Third, the imposition statute distinguishes between the income of residents and domiciliaries and the income of nonresidents and nondomiciliaries. The relevant provision reads:
(a) An income tax, known as the gross income tax, is imposed upon the receipt of:
(1) The entire taxable gross income of a taxpayer who is a resident or a domiciliary of Indiana; and
(2) The taxable gross income derived from activities or businesses or any other sources within Indiana by a taxpayer who is not a resident or a domiciliary of Indiana.
Ind. Code Ann. § 6-2.1-2-2(a). As a nondomiciliary, then, Bethlehem's gross receipts, including any proceeds from the sale of intangibles, are taxable only if they were "derived from activities or businesses or any other sources within Indiana." Two questions thus present themselves under the statute. First, were Bethlehem's cash proceeds from the sale of the tax benefits accruing to its Indiana equipment "derived from an activity or business or any other source within Indiana" for the purposes of § 6-2.1-2-2(a)(2)? Second, even if these proceeds were derived from an Indiana source, would a gross income tax on those proceeds violate the Commerce Clause of the United States Constitution and trigger the exemption specified by § 6-2.1-3-3?

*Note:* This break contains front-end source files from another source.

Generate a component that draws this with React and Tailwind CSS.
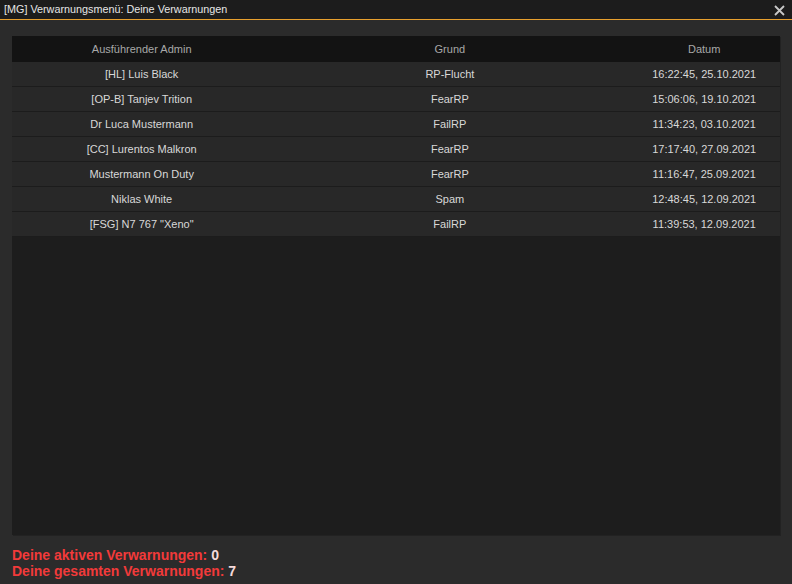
import React from "react";

const rows = [
  ["[HL] Luis Black", "RP-Flucht", "16:22:45, 25.10.2021"],
  ["[OP-B] Tanjev Trition", "FearRP", "15:06:06, 19.10.2021"],
  ["Dr Luca Mustermann", "FailRP", "11:34:23, 03.10.2021"],
  ["[CC] Lurentos Malkron", "FearRP", "17:17:40, 27.09.2021"],
  ["Mustermann On Duty", "FearRP", "11:16:47, 25.09.2021"],
  ["Niklas White", "Spam", "12:48:45, 12.09.2021"],
  ['[FSG] N7 767 "Xeno"', "FailRP", "11:39:53, 12.09.2021"],
];

export default function App() {
  return (
    <div
      className="w-[792px] h-[584px] bg-[#2b2b2b] flex flex-col overflow-hidden"
      style={{ fontFamily: '"Liberation Sans", Arial, sans-serif' }}
    >
      <div className="h-[19px] bg-[#1c1c1c] flex items-center justify-between pl-[4px] pr-[7px] shrink-0">
        <span className="text-[10.8px] text-[#e6e6e6] leading-none">[MG] Verwarnungsmenü: Deine Verwarnungen</span>
        <svg width="11" height="11" viewBox="0 0 11 11" className="mt-[1px]">
          <path d="M1 1 L10 10 M10 1 L1 10" stroke="#c8c8c8" strokeWidth="1.8" />
        </svg>
      </div>
      <div className="h-[1px] bg-[#e8a02e] shrink-0" />
      <div className="flex-1 flex flex-col px-[12px] pt-[16px]">
        <div className="h-[499px] bg-[#1d1d1d] flex flex-col shadow-[1px_1px_0_#222]">
          <div className="h-[26px] bg-[#131313] flex items-center text-[11px] text-[#a8a8a8]">
            <div className="w-[260px] text-center">Ausführender Admin</div>
            <div className="w-[358px] text-center">Grund</div>
            <div className="w-[152px] text-center">Datum</div>
          </div>
          {rows.map((r, i) => (
            <div
              key={i}
              className="h-[25px] bg-[#282828] border-b border-[#1c1c1c] flex items-center text-[11px] text-[#d8d8d8]"
            >
              <div className="w-[260px] text-center">{r[0]}</div>
              <div className="w-[358px] text-center">{r[1]}</div>
              <div className="w-[152px] text-center">{r[2]}</div>
            </div>
          ))}
        </div>
        <div className="mt-[12px] text-[14px] font-bold leading-[16px] text-[#f23a3a]">
          <div>
            Deine aktiven Verwarnungen: <span className="text-[#f5dada]">0</span>
          </div>
          <div>
            Deine gesamten Verwarnungen: <span className="text-[#f5dada]">7</span>
          </div>
        </div>
      </div>
    </div>
  );
}
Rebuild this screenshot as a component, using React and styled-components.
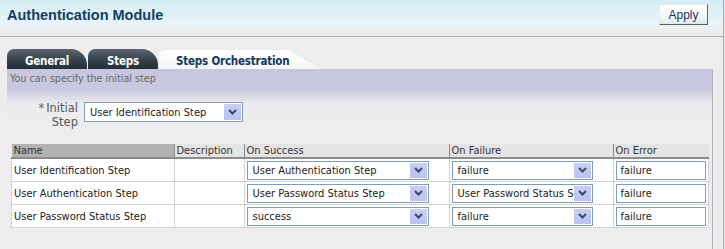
import React from 'react';
import styled, { createGlobalStyle } from 'styled-components';

const GlobalStyle = createGlobalStyle`
  html, body {
    margin: 0;
    padding: 0;
    background: #ededed;
    font-family: "DejaVu Sans", "Liberation Sans", sans-serif;
  }
`;

const Page = styled.div`
  width: 723px;
  height: 249px;
  border-right: 1px solid #a8a8a8;
  background: linear-gradient(#d6ecf6 0px, #eaf4f8 24px, #ededed 30px);
  overflow: hidden;
`;

const Header = styled.div`
  display: flex;
  align-items: flex-start;
  justify-content: space-between;
  height: 37px;
  padding: 4px 15px 0 7px;
  box-sizing: border-box;
  border-bottom: 1px solid #b0b0b0;
`;

const Title = styled.h1`
  margin: 3px 0 0;
  font: bold 14.5px "Liberation Sans", sans-serif;
  color: #0f3f66;
`;

const ApplyButton = styled.button`
  width: 49px;
  height: 21px;
  font: 12px "Liberation Sans", sans-serif;
  color: #1d2f6b;
  background: linear-gradient(#ffffff, #f4f8f8 60%, #d4ecec);
  border: 1px solid #e8e8e8;
  border-right-color: #606060;
  border-bottom-color: #606060;
  padding: 0;
`;

const Body = styled.div`
  padding: 12px 10px 0 7px;
`;

const Tabs = styled.div`
  display: flex;
  align-items: flex-end;
  height: 20px;
`;

const Tab = styled.div`
  height: ${p => (p.$active ? 19 : 20)}px;
  box-sizing: border-box;
  padding-top: ${p => (p.$active ? 4 : 5)}px;
  font: bold 11.5px "DejaVu Sans", sans-serif;
  font-stretch: semi-condensed;
  letter-spacing: -0.2px;
  color: ${p => (p.$active ? '#14355e' : '#ffffff')};
  width: ${p => p.$w}px;
  text-align: ${p => (p.$active ? 'left' : 'center')};
  padding-left: ${p => (p.$active ? 17 : 0)}px;
  background: ${p =>
    p.$active
      ? 'linear-gradient(#ffffff, #f6f6f6)'
      : 'linear-gradient(#5b6670, #34404a 55%, #262f38)'};
  border-radius: ${p => (p.$active ? '6px 0 0 0' : '7px 16px 0 0')};
  clip-path: ${p =>
    p.$active ? 'polygon(0 0, 80% 0, 100% 100%, 0 100%)' : 'none'};
  margin-right: ${p => (p.$active ? 0 : 1)}px;
`;

const Panel = styled.div`
  width: 705px;
  height: 180px;
  background: linear-gradient(#c6c6de 0px, #c8c8de 20px, #dcdce6 28px, #ececf0 36px, #ededed 48px);
  border-right: 1px solid #b4b4c4;
`;

const Hint = styled.div`
  padding: 3px 0 0 3px;
  height: 13px;
  font: 10.7px "DejaVu Sans", sans-serif;
  font-stretch: semi-condensed;
  color: #6a6a6a;
`;

const Field = styled.div`
  display: flex;
  align-items: flex-start;
  gap: 6px;
  padding: 17px 0 0 0;
`;

const Label = styled.div`
  width: 71px;
  margin-top: -1px;
  text-align: right;
  font: 11.5px/14px "DejaVu Sans", sans-serif;
  color: #555;
`;

const Req = styled.span`
  color: #666;
  margin-right: 2px;
`;

const SelectBox = styled.div`
  display: flex;
  align-items: center;
  justify-content: space-between;
  width: ${p => p.$w}px;
  height: ${p => p.$h}px;
  box-sizing: border-box;
  background: #fff;
  border: 1px solid #7f9db9;
  padding: 0 1px 0 5px;
  font: 11px "DejaVu Sans", sans-serif;
  font-stretch: semi-condensed;
  color: #222;
  white-space: nowrap;
  overflow: hidden;
`;

const Chevron = styled.span`
  display: flex;
  align-items: center;
  justify-content: center;
  flex: none;
  width: 17px;
  height: ${p => p.$h}px;
  background: linear-gradient(#c8d0f6, #b8c2f0);
`;

const Arrow = ({ h }) => (
  <Chevron $h={h}>
    <svg width="9" height="6" viewBox="0 0 9 6">
      <path d="M1 1 L4.5 4.5 L8 1" fill="none" stroke="#3a4866" strokeWidth="2" />
    </svg>
  </Chevron>
);

const Select = ({ value, w, h = 20 }) => (
  <SelectBox $w={w} $h={h}>
    <span>{value}</span>
    <Arrow h={h - 4} />
  </SelectBox>
);

const Grid = styled.table`
  margin: 15px 0 0 4px;
  width: 698px;
  border-collapse: collapse;
  font: 11px "DejaVu Sans", sans-serif;
  font-stretch: semi-condensed;
  color: #222;
`;

const Th = styled.th`
  height: 13px;
  padding: 0 2px;
  text-align: left;
  font-weight: normal;
  color: #333;
  background: ${p => (p.$dark ? '#b2b2b2' : '#e4e4e4')};
  border-left: 1px solid #8a8a8a;
  border-bottom: 2px solid #8c8c8c;
  width: ${p => p.$w}px;
  &:first-child { border-left: none; }
`;

const Td = styled.td`
  height: 22px;
  padding: 0 2px;
  background: #fff;
  border: 1px dotted #bcbcbc;
  border-top: none;
  white-space: nowrap;
  overflow: hidden;
`;

const InputBox = styled.div`
  height: 19px;
  width: 100%;
  box-sizing: border-box;
  border: 1px solid #7f9db9;
  background: #fff;
  padding: 2px 4px 0;
`;

const rows = [
  ['User Identification Step', 'User Authentication Step', 'failure', 'failure'],
  ['User Authentication Step', 'User Password Status Step', 'User Password Status S', 'failure'],
  ['User Password Status Step', 'success', 'failure', 'failure'],
];

export default function App() {
  return (
    <>
      <GlobalStyle />
      <Page>
        <Header>
          <Title>Authentication Module</Title>
          <ApplyButton>Apply</ApplyButton>
        </Header>
        <Body>
          <Tabs>
            <Tab $w={80}>General</Tab>
            <Tab $w={70}>Steps</Tab>
            <Tab $active $w={162}>Steps Orchestration</Tab>
          </Tabs>
          <Panel>
            <Hint>You can specify the initial step</Hint>
            <Field>
              <Label><Req>*</Req>Initial<br />Step</Label>
              <Select value="User Identification Step" w={159} />
            </Field>
            <Grid>
              <thead>
                <tr>
                  <Th $dark $w={158}>Name</Th>
                  <Th $w={65}>Description</Th>
                  <Th $w={200}>On Success</Th>
                  <Th $w={159}>On Failure</Th>
                  <Th>On Error</Th>
                </tr>
              </thead>
              <tbody>
                {rows.map(r => (
                  <tr key={r[0]}>
                    <Td>{r[0]}</Td>
                    <Td />
                    <Td><Select value={r[1]} w={182} h={19} /></Td>
                    <Td><Select value={r[2]} w={141} h={19} /></Td>
                    <Td><InputBox>{r[3]}</InputBox></Td>
                  </tr>
                ))}
              </tbody>
            </Grid>
          </Panel>
        </Body>
      </Page>
    </>
  );
}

IV. "Sources within Indiana"
The statute does not define income "derived from activities or businesses or any other sources within Indiana." In the Tax Court, Judge Fisher read the imposition statute against the background of its interpreting regulation, the history of situs analysis, and judicial treatment of taxes on income from intangibles. He explained:
For additional applications of Fisher's interpretation, see SFN Shareholders Grantor Trust v. Indiana Dep't of State Revenue (1992), Ind.Tax, 603 N.E.2d 194; Indiana-Kentucky Electric v. Indiana Dep't of State Revenue (1992), Ind.Tax, 598 N.E.2d 647; First National Leasing and Financial Corp. v. Indiana Dep't of State Revenue (1992), Ind.Tax, 598 N.E.2d 640.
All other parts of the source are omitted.